Spelunkers blame Moroccan and Spanish governments for the deaths of two Spaniards

Juan Bolívar Bueno during a news conference on Thursday.
Juan Bolívar Bueno during a news conference on Thursday.M. Zarza

The surviving caver from a climbing accident last week in a deep ravine in Morocco’s Atlas Mountains, in which two of his companions died, has accused Moroccan authorities of “a botched job” in their rescue efforts.

Juan Bolívar Bueno made an emotional appearance before the press in his native Granada on Friday to explain how his two fellow spelunkers, lawyer Gustavo Virués and police inspector José Antonio Martínez, died earlier this month during an excursion in the North African country.

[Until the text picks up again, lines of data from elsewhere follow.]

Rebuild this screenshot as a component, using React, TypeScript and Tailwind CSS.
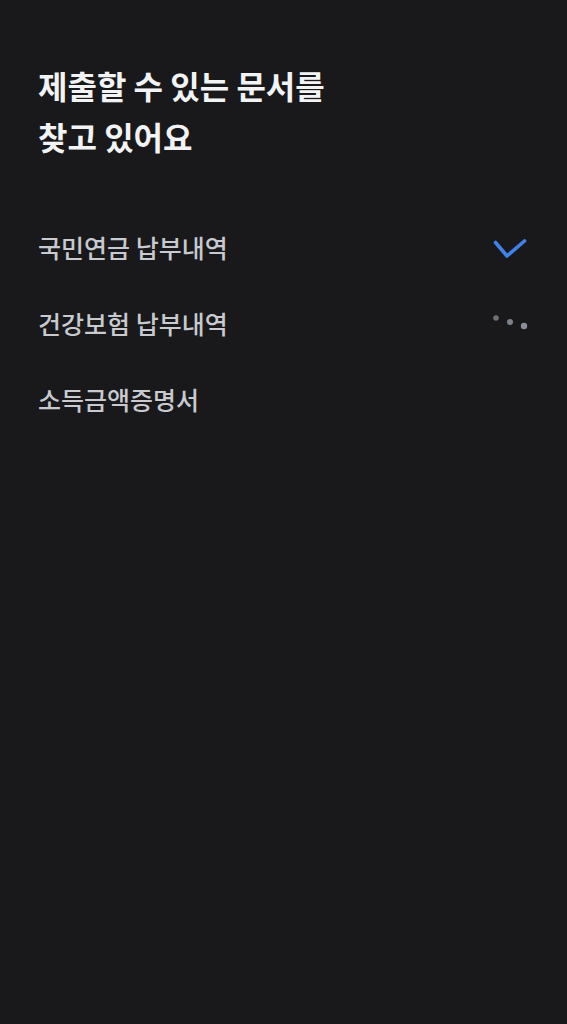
import React from "react";

const font = { fontFamily: '"Noto Sans CJK KR", "Noto Sans", sans-serif' };

export default function App() {
  return (
    <div className="w-[567px] h-[1024px] bg-[#19191b] text-white" style={font}>
      <div className="pl-[38px] pr-[40px] pt-[60px]">
        <h1 className="text-[32px] leading-[51px] font-bold text-[#f2f3f5]">
          제출할 수 있는 문서를
          <br />
          찾고 있어요
        </h1>
        <div className="mt-[64px] flex flex-col gap-[32px]">
          <div className="flex items-center justify-between h-[44px]">
            <span className="text-[25px] font-medium text-[#c8cad0]">국민연금 납부내역</span>
            <svg width="36" height="24" viewBox="0 0 36 24">
              <path d="M4.5 6.5 L16 20 L33.5 5" fill="none" stroke="#3f82ea" strokeWidth="3.6" strokeLinecap="round" strokeLinejoin="round" />
            </svg>
          </div>
          <div className="flex items-center justify-between h-[44px]">
            <span className="text-[25px] font-medium text-[#c8cad0]">건강보험 납부내역</span>
            <svg width="40" height="20" viewBox="0 0 40 20" className="mr-[-5px]">
              <circle cx="4" cy="4" r="2.8" fill="#6c7079" />
              <circle cx="18" cy="8" r="3" fill="#7d818a" />
              <circle cx="32" cy="12" r="3.2" fill="#8b8f98" />
            </svg>
          </div>
          <div className="flex items-center justify-between h-[44px]">
            <span className="text-[25px] font-medium text-[#c8cad0]">소득금액증명서</span>
          </div>
        </div>
      </div>
    </div>
  );
}
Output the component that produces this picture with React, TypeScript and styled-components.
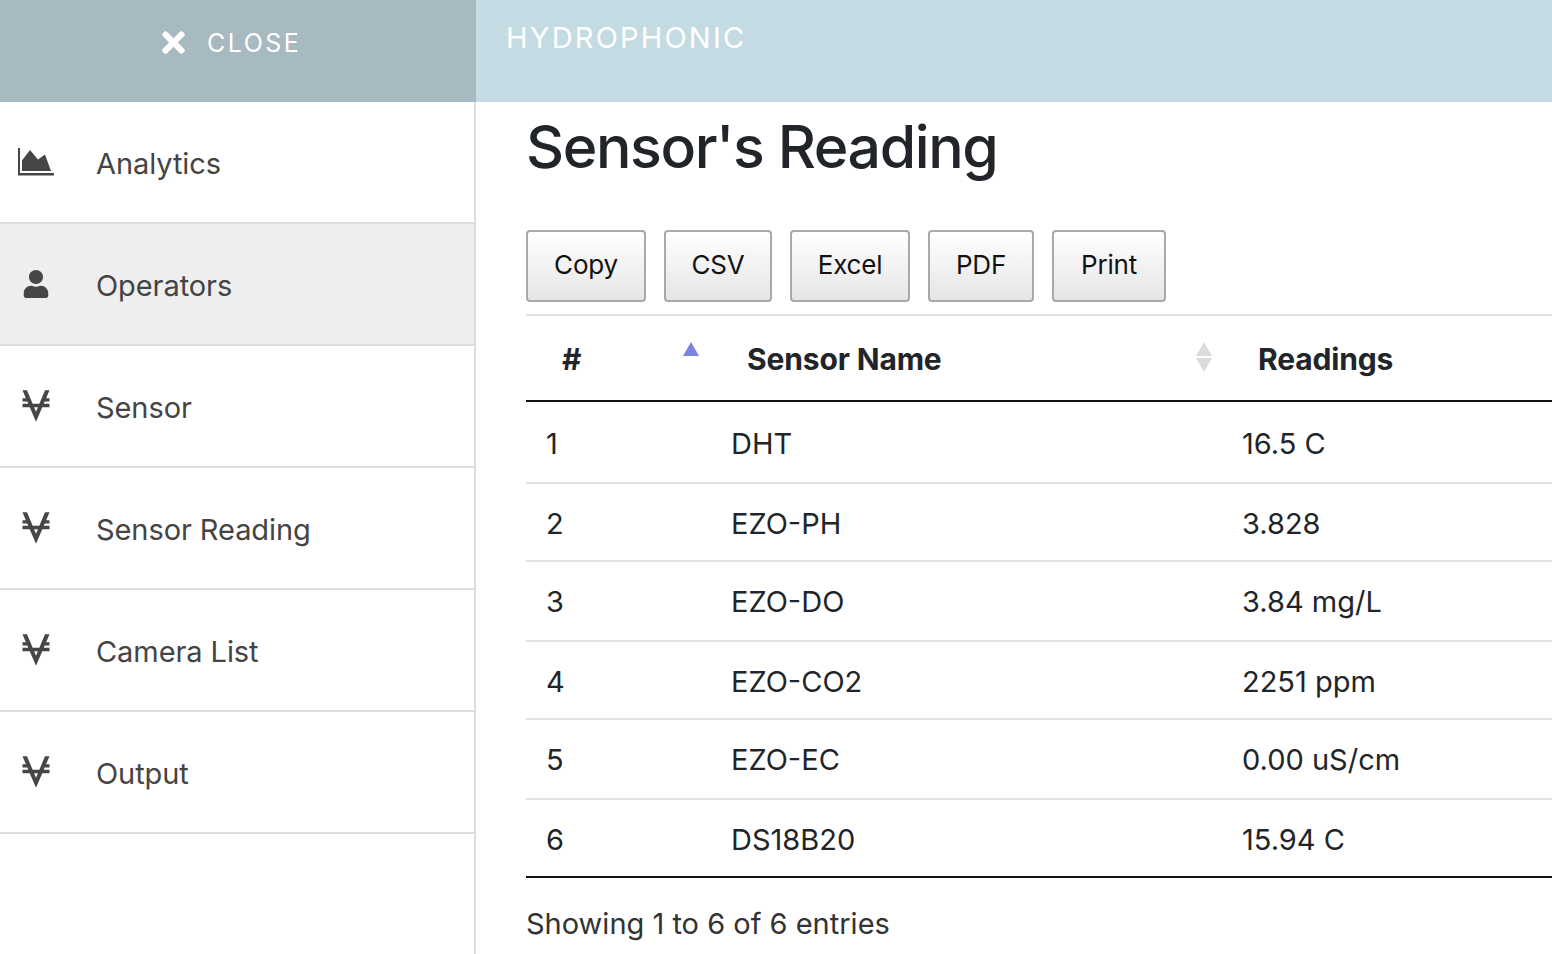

Both victims were 41.

“I saw them talking to each other, and I looked down for a moment, and when I glanced at them, I saw them falling,” said Bolívar, who is also a police officer. “It was like in the movies; you don’t think it could really be happening.”

“I looked down for a moment, and when I glanced at them, I saw them falling. It was like in the movies”

The three cavers went missing on April 1 after they broke off from a main group of spelunkers to explore caves in the Ouandras Canyon on their own. They were trapped at the bottom of a deep canyon for five days before rescue teams were able to reach them.

Spain had initially offered to send in a specialized rescue unit but Rabat told Madrid that it had the situation under control. It wasn’t until Sunday April 5 that Moroccan authorities allowed the Spanish rescuers to fly in after two of the cavers died.

“The three of us walked together calmly for many hours. We were a group that was going on an excursion; we had everything planned, including a contour map that showed a waterfall at 500 meters and a shortcut at five meters,” Bolívar recalled.

Once Virués reached the waterfall he began climbing. Martínez fed him rope while Bolívar remained at the bottom collecting equipment in the backpacks.

“We had everything planned, including a contour map that showed a waterfall at 500 meters”

Bolívar said he could hardly hear anything due to the noise of the waterfall. Martínez began his ascent to see how Virués was doing. That was the last time Bolívar saw them before they suddenly fell.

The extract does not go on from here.